The other day I was reading Men are from Mars with Rick and we came across the last Chapter of the book. It asked if when you are having a good time, in a really loving relationship, if you would suddenly get really angry about something or really upset or really sad. It said that it was not really your partners fault, but rather memories coming up from the past. I thought that that seemed likely, and that that is always happening to me. It said that to solve the problem you should write a letter to work through your pain. My only problem is that when I write a letter, it does not help. It's like I bring up emotions then that can't be denied and I actually feel worse. The emotions then go swirling around inside of me, and I fall apart. I don't really understand why this is. I usually find that the only way that I can do anything about this is to "solve" whatever the problem was. The thing about that though is that if the problem occurred in the past, there is nothing that I can do about it. And if it happens in the present, I'm usually powerless to do anything about it.
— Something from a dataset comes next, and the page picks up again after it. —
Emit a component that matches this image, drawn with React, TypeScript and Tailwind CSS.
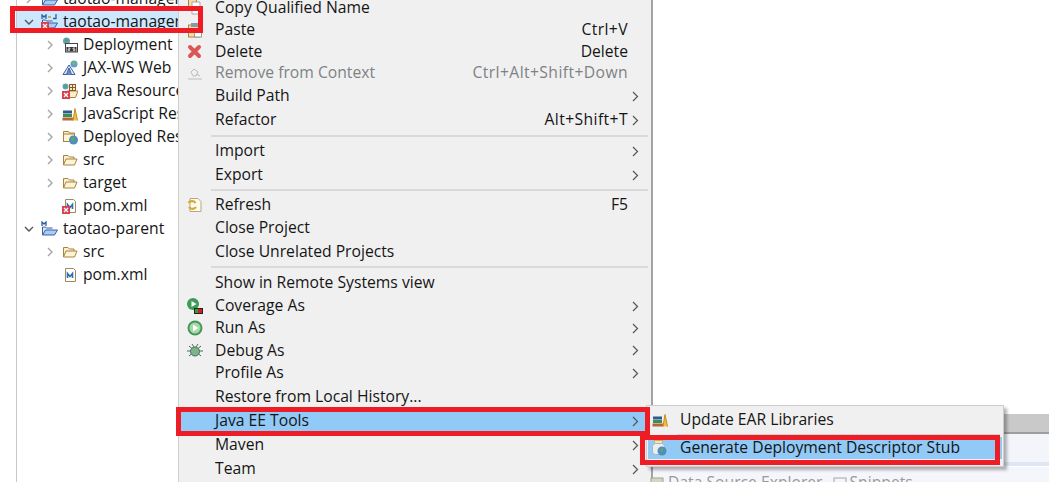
import React from "react";

const font = { fontFamily: '"Open Sans", "Noto Sans", sans-serif' };

const Chev = ({ open = false }: { open?: boolean }) => (
  <svg width="10" height="10" viewBox="0 0 10 10" fill="none" stroke={open ? "#555" : "#a6a6a6"} strokeWidth="1.4">
    {open ? <path d="M1 3l4 4 4-4" /> : <path d="M3 1l4 4-4 4" />}
  </svg>
);

const Xb = () => (
  <svg className="absolute left-0 bottom-0" width="8" height="8" viewBox="0 0 8 8">
    <rect width="8" height="8" fill="#d9404e" />
    <path d="M2 2l4 4M6 2L2 6" stroke="#fff" strokeWidth="1.2" />
  </svg>
);

const Folder = () => (
  <svg width="16" height="16" viewBox="0 0 16 16">
    <path d="M1.5 13V3.5h4.5l1.5 1.5h4.5V7" fill="#fbeec8" stroke="#a8843e" />
    <path d="M1.5 13l2.5-6h11l-2.5 6z" fill="#fdf3d6" stroke="#a8843e" />
  </svg>
);

const Pom = ({ err }: { err?: boolean }) => (
  <span className="relative w-[16px] h-[16px] block">
    <svg width="16" height="16" viewBox="0 0 16 16">
      <path d="M3.5 1.5h8l2 2v11h-10z" fill="#fff" stroke="#9b8a5e" />
      <path d="M5.5 11V6.5l2.5 3 2.5-3V11" fill="none" stroke="#2f6fb0" strokeWidth="1.6" />
    </svg>
    {err && <Xb />}
  </span>
);

const Proj = ({ err, j }: { err?: boolean; j?: boolean }) => (
  <span className="relative w-[17px] h-[16px] block">
    <svg width="17" height="16" viewBox="0 0 17 16">
      <path d="M1.5 14V6h3l1 1h6" fill="#dbe9f7" stroke="#3a5ea8" />
      <path d="M1.5 14l3-5h12l-3 5z" fill="#a9cdf0" stroke="#3a5ea8" />
      <path d="M1 5V1l2 2 2-2v4" fill="none" stroke="#2a5f9e" strokeWidth="1.3" />
      {j && <path d="M15 0v4.5h-3" fill="none" stroke="#2a5f9e" strokeWidth="1.3" />}
      {j && <path d="M7 3h3" stroke="#c68a2e" strokeWidth="1.3" />}
    </svg>
    {err && <Xb />}
  </span>
);

const Dd = () => (
  <svg width="16" height="16" viewBox="0 0 16 16">
    <circle cx="4.5" cy="4" r="3.5" fill="#5f9fc9" />
    <path d="M2.5 3l2-1.5 2 2-3 1.5z" fill="#5ea53f" />
    <rect x="3.5" y="6.5" width="12" height="8.5" fill="#fff" stroke="#444" />
    <rect x="4.5" y="10" width="10" height="4.5" fill="#333" />
    <path d="M6 11h2v1.2H6v1.2h2M11 11h2M11 11v1.2h2v1.2h-2" fill="none" stroke="#fff" strokeWidth="0.7" />
  </svg>
);

const Ws = () => (
  <svg width="16" height="16" viewBox="0 0 16 16">
    <path d="M1 14.5L7 5l6 9.5z" fill="#dfe7f4" stroke="#3d5fa6" />
    <path d="M4.5 14.5L7 8l2.5 6.5" fill="#6f8dcc" stroke="#3d5fa6" />
    <circle cx="12" cy="4" r="3.5" fill="#5f9fc9" />
    <path d="M10 3l2-1.5 2 2-2 1.5z" fill="#7dba5e" />
  </svg>
);

const JavaRes = () => (
  <span className="relative w-[16px] h-[16px] block">
    <svg width="16" height="16" viewBox="0 0 16 16">
      <circle cx="3.5" cy="3.5" r="3" fill="#5f9fc9" />
      <path d="M2 3l2-1 1 2-2 1z" fill="#5ea53f" />
      <path d="M5 8h11l-2.5 6.5H3z" fill="#fbeec8" stroke="#a8843e" />
      <rect x="7.5" y="1.5" width="6" height="6" fill="#f6e8c4" stroke="#8a5a2a" />
      <path d="M10.5 1.5v6M7.5 4.5h6" stroke="#8a5a2a" />
    </svg>
    <Xb />
  </span>
);

const Books = () => (
  <svg width="16" height="16" viewBox="0 0 16 16">
    <rect x="1" y="4.5" width="9" height="3" fill="#2b5d8f" />
    <rect x="1" y="8" width="9" height="3" fill="#3d8f4f" />
    <rect x="0.5" y="11.5" width="11" height="3" fill="#b5653a" />
    <path d="M11 14.5l2-12 2.5 12" fill="#f0c040" stroke="#c98a20" />
  </svg>
);

const Deployed = () => (
  <svg width="16" height="16" viewBox="0 0 16 16">
    <path d="M1.5 12.5V2.5h5l1 1.5h5V8" fill="#fbeec8" stroke="#a8843e" />
    <rect x="1.5" y="5" width="11" height="7.5" fill="#fdf3d6" stroke="#a8843e" />
    <circle cx="11.5" cy="11" r="4.5" fill="#4f8fc0" />
    <path d="M9 9.5l2.5-1.5 1.5 2-2.5 2z" fill="#6aaa48" />
  </svg>
);

const Row = ({ depth, open, chev = true, icon, label, sel }: any) => (
  <div className={`flex items-center whitespace-nowrap h-[23px] ${depth ? "pl-[28px]" : "pl-[7px]"} ${sel ? "bg-[#cce8ff]" : ""}`}>
    <span className="w-[17px] flex shrink-0">{chev && <Chev open={open} />}</span>
    <span className={`shrink-0 ${depth ? "w-[16px]" : "w-[17px]"}`}>{icon}</span>
    <span className="ml-[5px] text-[15.7px] text-[#151515]">{label}</span>
  </div>
);

const MenuRow = ({ label, right, arrow, icon, h, dim, hi, wide }: any) => {
  const tc = dim ? "text-[#7d8285]" : "text-[#151515]";
  return (
    <div className={`flex items-center ${h} ${hi ? "bg-[#91c9f7]" : ""}`}>
      <span className="w-[36px] shrink-0 flex pl-[8px]">{icon}</span>
      <span className={`text-[15.7px] whitespace-nowrap ${tc}`}>{label}</span>
      <span className={`ml-auto text-[15.7px] whitespace-nowrap ${wide ? "tracking-[0.4px]" : ""} ${tc}`}>{right}</span>
      <span className="w-[23px] shrink-0 flex pl-[3px]">
        {arrow && (
          <svg width="9" height="11" viewBox="0 0 9 11" fill="none" stroke="#555" strokeWidth="1.2">
            <path d="M2 1l4.5 4.5L2 10" />
          </svg>
        )}
      </span>
    </div>
  );
};

const Sep = ({ h }: { h: string }) => (
  <div className={`${h} flex items-center pl-[32px] pr-[3px]`}>
    <div className="h-[2px] w-full bg-[#d9d9d9]" />
  </div>
);

const RedBox = ({ c }: { c: string }) => <div className={`absolute border-[5px] border-[#ee1c25] ${c}`} />;

const Ico = {
  Copy: () => (
    <svg width="16" height="16" viewBox="0 0 16 16">
      <path d="M1.5 0v8h8V0" fill="#f3dca5" stroke="#a8843e" />
      <path d="M5 2h8v12H5z" fill="#fff" stroke="#a9a9a9" />
    </svg>
  ),
  Paste: () => (
    <svg width="16" height="16" viewBox="0 0 16 16">
      <rect x="1.5" y="3" width="11" height="12" fill="#f3dca5" stroke="#a8843e" />
      <rect x="4" y="1" width="7" height="4" fill="#8c98a8" />
      <rect x="7.5" y="7" width="7" height="8" fill="#fff" stroke="#999" />
    </svg>
  ),
  Del: () => (
    <svg width="16" height="16" viewBox="0 0 16 16"><path d="M3 3l9 9M12 3l-9 9" stroke="#dd5656" strokeWidth="4" strokeLinecap="round" /></svg>
  ),
  Rem: () => (
    <svg width="16" height="16" viewBox="0 0 16 16" fill="none" stroke="#bcbcbc"><path d="M1 14h14" /><path d="M4 7l3-3 4 3-2 4H6zM9 9l4 2" /></svg>
  ),
  Ref: () => (
    <svg width="16" height="16" viewBox="0 0 16 16">
      <path d="M3 1.5h8l3 3v10H3z" fill="#fbfbf2" stroke="#b9a878" />
      <path d="M1.5 6a4 3.5 0 017 0M9 10a4 3.5 0 01-7 0" fill="none" stroke="#d9a62e" strokeWidth="2.2" />
    </svg>
  ),
  Cov: () => (
    <svg width="16" height="16" viewBox="0 0 16 16">
      <circle cx="6" cy="6" r="6" fill="#3f9a58" />
      <path d="M4.5 3l5 3-5 3z" fill="#fff" />
      <rect x="7.5" y="10.5" width="8" height="5" fill="#d42020" stroke="#222" />
      <rect x="8" y="11" width="3" height="4" fill="#2ea02e" />
    </svg>
  ),
  Run: () => (
    <svg width="16" height="16" viewBox="0 0 16 16">
      <circle cx="8" cy="8" r="7.5" fill="#3f9a58" />
      <circle cx="8" cy="8" r="5.5" fill="#a9d8a8" />
      <path d="M6 4.5l5.5 3.5L6 11.5z" fill="#fff" />
    </svg>
  ),
  Dbg: () => (
    <svg width="16" height="16" viewBox="0 0 16 16">
      <path d="M2 3l12 10M14 3L2 13M0 8h16M5 1l2 3M11 1L9 4" stroke="#4d6a5c" />
      <ellipse cx="8" cy="8.5" rx="4.5" ry="4.5" fill="#7fb38c" stroke="#45705a" />
    </svg>
  ),
  Gen: () => (
    <svg width="16" height="16" viewBox="0 0 16 16">
      <rect x="2.5" y="0.5" width="8" height="3" fill="#f2e3b0" stroke="#c8b070" />
      <rect x="0.5" y="3.5" width="12" height="11" rx="3" fill="#e9eef4" stroke="#a9b4c0" />
      <circle cx="10" cy="11" r="4.5" fill="#4f8fc0" />
      <path d="M7.5 10l2.5-2 1.5 2-2 2z" fill="#6aaa48" />
    </svg>
  ),
};

export default function App() {
  return (
    <div className="relative w-[1049px] h-[482px] overflow-hidden bg-white flex" style={font}>
      <div className="w-[178px] shrink-0 ml-[16px] border-l border-[#c9c9c9] overflow-hidden">
        <div className="-mt-[13px]">
          <Row icon={<Proj />} label="taotao-manager" />
          <Row open sel icon={<Proj err j />} label="taotao-manager" />
          <Row depth icon={<Dd />} label="Deployment" />
          <Row depth icon={<Ws />} label="JAX-WS Web" />
          <Row depth icon={<JavaRes />} label="Java Resources" />
          <Row depth icon={<Books />} label="JavaScript Res" />
          <Row depth icon={<Deployed />} label="Deployed Res" />
          <Row depth icon={<Folder />} label="src" />
          <Row depth icon={<Folder />} label="target" />
          <Row depth chev={false} icon={<Pom err />} label="pom.xml" />
          <Row open icon={<Proj />} label="taotao-parent" />
          <Row depth icon={<Folder />} label="src" />
          <Row depth chev={false} icon={<Pom />} label="pom.xml" />
        </div>
      </div>

      <div className="w-[475px] shrink-0 -ml-[16px] bg-[#f0f0f0] border-l border-l-[#cfcfcf] border-r-2 border-r-[#a3a3a3] overflow-hidden">
        <div className="-mt-[3px]">
          <MenuRow h="h-[22px]" icon={<Ico.Copy />} label="Copy Qualified Name" />
          <MenuRow h="h-[22px]" wide icon={<Ico.Paste />} label="Paste" right="Ctrl+V" />
          <MenuRow h="h-[21px]" icon={<Ico.Del />} label="Delete" right="Delete" />
          <MenuRow h="h-[22px]" wide dim icon={<Ico.Rem />} label="Remove from Context" right="Ctrl+Alt+Shift+Down" />
          <MenuRow h="h-[24px]" arrow label="Build Path" />
          <MenuRow h="h-[24px]" wide arrow label="Refactor" right="Alt+Shift+T" />
          <Sep h="h-[7px]" />
          <MenuRow h="h-[24px]" arrow label="Import" />
          <MenuRow h="h-[24px]" arrow label="Export" />
          <Sep h="h-[6px]" />
          <MenuRow h="h-[24px]" icon={<Ico.Ref />} label="Refresh" right="F5" />
          <MenuRow h="h-[22px]" label="Close Project" />
          <MenuRow h="h-[26px]" label="Close Unrelated Projects" />
          <Sep h="h-[4px]" />
          <MenuRow h="h-[28px]" label="Show in Remote Systems view" />
          <MenuRow h="h-[18px]" arrow icon={<Ico.Cov />} label="Coverage As" />
          <MenuRow h="h-[26px]" arrow icon={<Ico.Run />} label="Run As" />
          <MenuRow h="h-[19px]" arrow icon={<Ico.Dbg />} label="Debug As" />
          <MenuRow h="h-[26px]" arrow label="Profile As" />
          <MenuRow h="h-[22px]" label="Restore from Local History..." />
          <MenuRow h="h-[26px]" hi arrow label="Java EE Tools" />
          <MenuRow h="h-[22px]" arrow label="Maven" />
          <MenuRow h="h-[26px]" arrow label="Team" />
        </div>
      </div>

      <div className="flex-1 flex flex-col">
        <div className="h-[414px]" />
        <div className="h-[20px] bg-[#c9c9c9] border-b-2 border-[#9e9e9e]" />
        <div className="h-[28px] bg-[#f3f5fb]" />
        <div className="h-[4px] bg-[#dfe5f5]" />
        <div className="h-px bg-white" />
        <div className="flex-1 bg-[#f5f6fb]" />
      </div>

      <div className="absolute left-[650px] top-[471px] flex items-center text-[15.7px] text-[#9a9a9a] whitespace-nowrap">
        <svg width="14" height="14" viewBox="0 0 14 14" className="mr-[4px]">
          <rect x="1" y="2" width="12" height="11" fill="#cfd8c4" stroke="#9aa88a" />
        </svg>
        <span>Data Source Explorer</span>
        <svg width="14" height="14" viewBox="0 0 14 14" className="ml-[10px] mr-[3px]">
          <rect x="1" y="2" width="12" height="11" fill="#f5f6fb" stroke="#a5a5a5" />
        </svg>
        <span>Snippets</span>
      </div>

      <div className="absolute left-[646px] top-[405px] w-[358px] h-[62px] bg-[#f0f0f0] border border-[#cdcdcd] shadow-[3px_3px_3px_rgba(0,0,0,0.3)] flex flex-col">
        <div className="h-[27px] flex items-center pl-[5px]">
          <span className="w-[28px] shrink-0"><Books /></span>
          <span className="text-[15.7px] text-[#151515] whitespace-nowrap">Update EAR Libraries</span>
        </div>
        <div className="h-[3px] pl-[30px] pr-[3px] flex items-center"><div className="h-px w-full bg-[#d0d0d0]" /></div>
        <div className="h-[22px] mt-[1px] mx-[1px] flex items-center pl-[4px] bg-[#91c9f7]">
          <span className="w-[28px] shrink-0"><Ico.Gen /></span>
          <span className="text-[15.7px] text-[#151515] whitespace-nowrap">Generate Deployment Descriptor Stub</span>
        </div>
      </div>

      <RedBox c="left-[10px] top-[6px] w-[193px] h-[27px]" />
      <RedBox c="left-[176px] top-[407px] w-[474px] h-[29px]" />
      <RedBox c="left-[640px] top-[435px] w-[360px] h-[30px]" />
    </div>
  );
}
For example, take this person that I live with. He makes me feel intensely nervous because he doesn't talk at all. In fact, most of the time he sits around and sulks about work and doesn't pay attention to anyone else around him. That really really annoys me. I wish that he would just talk to other people. I wish that he would just talk to me. I don't know why it bothers me so much, but I think it might be that I feel really insecure around him because I am living with him, and he could suddenly decide that he did not want me to live with him and chuck me out. And he won't talk to me. He insists on being consistently morose. Maybe I should be grateful, but I'm not and it really bothers me. And yet, I can't do anything about it. I can't tell him because even his own wife won't tell him. He gets angry really easily and I'm afraid that he will chuck me out. So you know what I do? I leave the house until they've gone to bed every night. Rick is sad because I'm never home. I'm sad because I'm tired of being out, but I dont' know what else to do. Both the husband and the wife make me really upset. The husband because he won't talk and the wife because she talks an awful lot. I mean, I like the fact that she talks, but she always makes me feel really guilty about things, like not following her advice, or not doing stupid things like making sure that my curtains fall straight. It really really annoys me. It makes me feel nervous because I never know when she is going to strike with something that I should have done, so I never feel at ease with either of them. Dammit, I want my life to be solved! I never know if these are my problems or theirs. My friend Amelia says its a little bit of both. But I wish that I could solve my end of the problem so that it wouldn't bother me any more...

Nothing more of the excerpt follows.